EXERCISE OBJECTIVE:
Copy out all lines carrying the word "components".

SOURCE EXCERPT:
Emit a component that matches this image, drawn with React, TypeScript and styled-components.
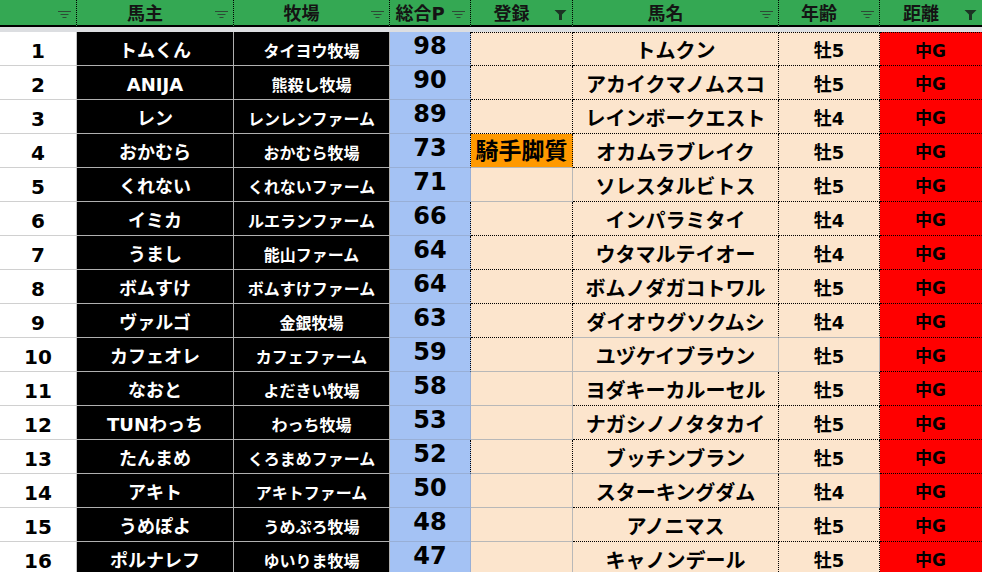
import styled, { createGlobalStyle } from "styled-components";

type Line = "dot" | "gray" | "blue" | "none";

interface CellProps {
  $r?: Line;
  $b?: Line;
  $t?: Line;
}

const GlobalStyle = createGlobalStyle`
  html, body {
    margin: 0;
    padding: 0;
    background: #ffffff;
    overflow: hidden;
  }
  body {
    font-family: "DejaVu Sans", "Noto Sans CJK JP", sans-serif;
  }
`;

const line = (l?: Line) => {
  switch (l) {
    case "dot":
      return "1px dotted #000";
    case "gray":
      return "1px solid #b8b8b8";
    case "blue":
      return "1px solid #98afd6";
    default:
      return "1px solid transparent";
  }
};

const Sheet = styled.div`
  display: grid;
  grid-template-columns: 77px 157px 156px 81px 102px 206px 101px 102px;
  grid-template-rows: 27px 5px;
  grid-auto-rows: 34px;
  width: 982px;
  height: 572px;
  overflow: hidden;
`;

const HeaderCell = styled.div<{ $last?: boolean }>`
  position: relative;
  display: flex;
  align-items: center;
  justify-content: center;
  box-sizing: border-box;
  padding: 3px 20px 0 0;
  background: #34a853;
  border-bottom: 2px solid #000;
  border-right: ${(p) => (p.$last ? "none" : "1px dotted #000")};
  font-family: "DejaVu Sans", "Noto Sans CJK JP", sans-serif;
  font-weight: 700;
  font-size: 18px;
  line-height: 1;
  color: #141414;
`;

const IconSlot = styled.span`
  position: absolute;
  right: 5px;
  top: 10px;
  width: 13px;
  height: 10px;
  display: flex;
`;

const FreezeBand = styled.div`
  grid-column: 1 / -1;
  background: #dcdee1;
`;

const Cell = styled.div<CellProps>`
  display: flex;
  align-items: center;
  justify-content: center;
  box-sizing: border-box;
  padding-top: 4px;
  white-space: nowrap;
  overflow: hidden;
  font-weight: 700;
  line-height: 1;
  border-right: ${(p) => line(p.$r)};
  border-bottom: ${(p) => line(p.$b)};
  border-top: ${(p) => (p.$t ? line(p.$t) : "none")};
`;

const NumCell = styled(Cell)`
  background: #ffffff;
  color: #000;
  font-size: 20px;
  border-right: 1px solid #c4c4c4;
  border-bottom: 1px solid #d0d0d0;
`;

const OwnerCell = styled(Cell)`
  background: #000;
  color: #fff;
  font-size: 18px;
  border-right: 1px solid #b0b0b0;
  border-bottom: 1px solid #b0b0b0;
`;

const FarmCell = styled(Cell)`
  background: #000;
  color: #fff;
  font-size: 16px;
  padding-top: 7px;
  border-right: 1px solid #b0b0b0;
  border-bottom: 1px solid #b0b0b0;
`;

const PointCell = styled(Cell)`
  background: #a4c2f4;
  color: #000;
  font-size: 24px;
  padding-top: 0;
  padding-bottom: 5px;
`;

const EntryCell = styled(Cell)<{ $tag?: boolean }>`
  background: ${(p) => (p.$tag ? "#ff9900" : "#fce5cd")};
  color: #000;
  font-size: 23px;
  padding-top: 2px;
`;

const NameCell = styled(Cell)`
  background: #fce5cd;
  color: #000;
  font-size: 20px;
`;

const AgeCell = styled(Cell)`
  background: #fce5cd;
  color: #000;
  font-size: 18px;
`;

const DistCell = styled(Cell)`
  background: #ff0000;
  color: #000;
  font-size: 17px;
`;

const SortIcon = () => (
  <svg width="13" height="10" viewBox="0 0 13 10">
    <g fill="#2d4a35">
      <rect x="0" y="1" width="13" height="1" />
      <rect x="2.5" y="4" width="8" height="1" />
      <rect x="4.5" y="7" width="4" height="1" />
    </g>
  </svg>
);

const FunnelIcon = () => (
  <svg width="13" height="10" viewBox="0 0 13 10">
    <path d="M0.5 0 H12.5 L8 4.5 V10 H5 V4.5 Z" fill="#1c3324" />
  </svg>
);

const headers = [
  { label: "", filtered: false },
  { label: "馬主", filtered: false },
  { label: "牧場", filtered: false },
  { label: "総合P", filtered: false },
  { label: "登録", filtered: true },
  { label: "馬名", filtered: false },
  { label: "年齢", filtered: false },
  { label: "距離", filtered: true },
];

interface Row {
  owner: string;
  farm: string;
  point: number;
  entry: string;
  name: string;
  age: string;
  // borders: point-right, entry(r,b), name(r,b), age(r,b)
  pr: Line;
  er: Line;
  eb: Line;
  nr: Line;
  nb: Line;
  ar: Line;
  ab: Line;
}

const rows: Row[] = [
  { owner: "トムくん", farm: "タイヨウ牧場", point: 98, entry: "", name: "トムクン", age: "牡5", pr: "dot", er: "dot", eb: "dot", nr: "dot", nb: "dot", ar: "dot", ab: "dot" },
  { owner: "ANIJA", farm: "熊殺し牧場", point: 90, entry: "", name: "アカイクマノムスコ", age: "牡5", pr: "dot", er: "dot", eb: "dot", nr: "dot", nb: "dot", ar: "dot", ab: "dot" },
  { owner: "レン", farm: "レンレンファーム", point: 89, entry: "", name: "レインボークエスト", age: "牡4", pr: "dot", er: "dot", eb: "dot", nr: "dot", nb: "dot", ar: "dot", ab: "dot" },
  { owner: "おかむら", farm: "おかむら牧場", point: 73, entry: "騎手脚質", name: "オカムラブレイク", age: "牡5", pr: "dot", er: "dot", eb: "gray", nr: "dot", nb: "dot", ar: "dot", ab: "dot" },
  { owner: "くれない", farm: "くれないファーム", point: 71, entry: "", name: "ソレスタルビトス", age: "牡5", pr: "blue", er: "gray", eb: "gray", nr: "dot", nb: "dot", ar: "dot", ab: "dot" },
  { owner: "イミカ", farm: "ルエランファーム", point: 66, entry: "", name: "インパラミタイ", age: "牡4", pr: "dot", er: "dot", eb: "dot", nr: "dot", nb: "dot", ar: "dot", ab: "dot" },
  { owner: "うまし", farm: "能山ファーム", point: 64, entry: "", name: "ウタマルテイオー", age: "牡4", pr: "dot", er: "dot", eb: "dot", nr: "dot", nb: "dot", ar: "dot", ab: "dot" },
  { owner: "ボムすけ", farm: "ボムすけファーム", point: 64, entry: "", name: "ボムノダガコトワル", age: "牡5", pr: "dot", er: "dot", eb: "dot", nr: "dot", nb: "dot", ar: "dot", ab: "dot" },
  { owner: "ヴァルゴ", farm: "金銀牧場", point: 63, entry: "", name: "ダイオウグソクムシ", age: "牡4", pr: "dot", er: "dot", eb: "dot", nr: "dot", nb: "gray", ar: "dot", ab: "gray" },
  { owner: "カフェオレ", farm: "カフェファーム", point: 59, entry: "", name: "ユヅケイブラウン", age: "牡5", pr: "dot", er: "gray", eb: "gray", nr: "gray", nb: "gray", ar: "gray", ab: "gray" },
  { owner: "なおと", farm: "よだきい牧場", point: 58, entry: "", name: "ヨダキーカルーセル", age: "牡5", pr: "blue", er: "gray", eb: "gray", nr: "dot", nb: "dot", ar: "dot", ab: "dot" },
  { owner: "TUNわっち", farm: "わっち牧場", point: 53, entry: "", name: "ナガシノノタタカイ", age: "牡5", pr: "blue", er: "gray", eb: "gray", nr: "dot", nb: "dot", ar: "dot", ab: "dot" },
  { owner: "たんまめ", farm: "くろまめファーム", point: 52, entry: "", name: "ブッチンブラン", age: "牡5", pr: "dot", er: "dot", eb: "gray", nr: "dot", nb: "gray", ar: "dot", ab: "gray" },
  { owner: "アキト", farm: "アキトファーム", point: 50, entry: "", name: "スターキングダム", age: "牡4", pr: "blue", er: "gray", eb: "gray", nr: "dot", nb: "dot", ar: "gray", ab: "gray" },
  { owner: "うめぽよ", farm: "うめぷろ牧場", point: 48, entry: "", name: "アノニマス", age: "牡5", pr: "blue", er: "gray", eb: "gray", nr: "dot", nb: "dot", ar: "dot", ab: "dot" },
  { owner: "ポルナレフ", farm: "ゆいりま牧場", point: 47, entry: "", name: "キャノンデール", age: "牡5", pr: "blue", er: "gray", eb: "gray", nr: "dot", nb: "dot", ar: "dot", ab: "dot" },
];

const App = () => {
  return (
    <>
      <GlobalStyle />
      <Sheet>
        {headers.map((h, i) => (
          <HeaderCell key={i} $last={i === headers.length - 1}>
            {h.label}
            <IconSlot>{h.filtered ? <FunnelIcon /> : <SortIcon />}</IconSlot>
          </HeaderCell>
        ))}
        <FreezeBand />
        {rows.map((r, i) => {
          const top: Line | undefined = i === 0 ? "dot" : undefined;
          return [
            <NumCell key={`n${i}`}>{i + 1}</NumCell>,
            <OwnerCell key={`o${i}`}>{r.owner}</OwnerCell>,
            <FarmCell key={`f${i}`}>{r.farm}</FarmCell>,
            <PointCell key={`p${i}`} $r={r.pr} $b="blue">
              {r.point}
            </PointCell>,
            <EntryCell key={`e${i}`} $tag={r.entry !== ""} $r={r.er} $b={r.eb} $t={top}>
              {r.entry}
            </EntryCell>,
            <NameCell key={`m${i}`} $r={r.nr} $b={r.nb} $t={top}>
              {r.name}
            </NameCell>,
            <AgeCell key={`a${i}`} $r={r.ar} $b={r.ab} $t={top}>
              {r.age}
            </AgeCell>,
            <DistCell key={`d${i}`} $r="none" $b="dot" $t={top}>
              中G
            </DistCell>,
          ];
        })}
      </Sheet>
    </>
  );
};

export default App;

FULL ANSWER:
Emit a component that matches this image, drawn with React, TypeScript and styled-components.
import styled, { createGlobalStyle } from "styled-components";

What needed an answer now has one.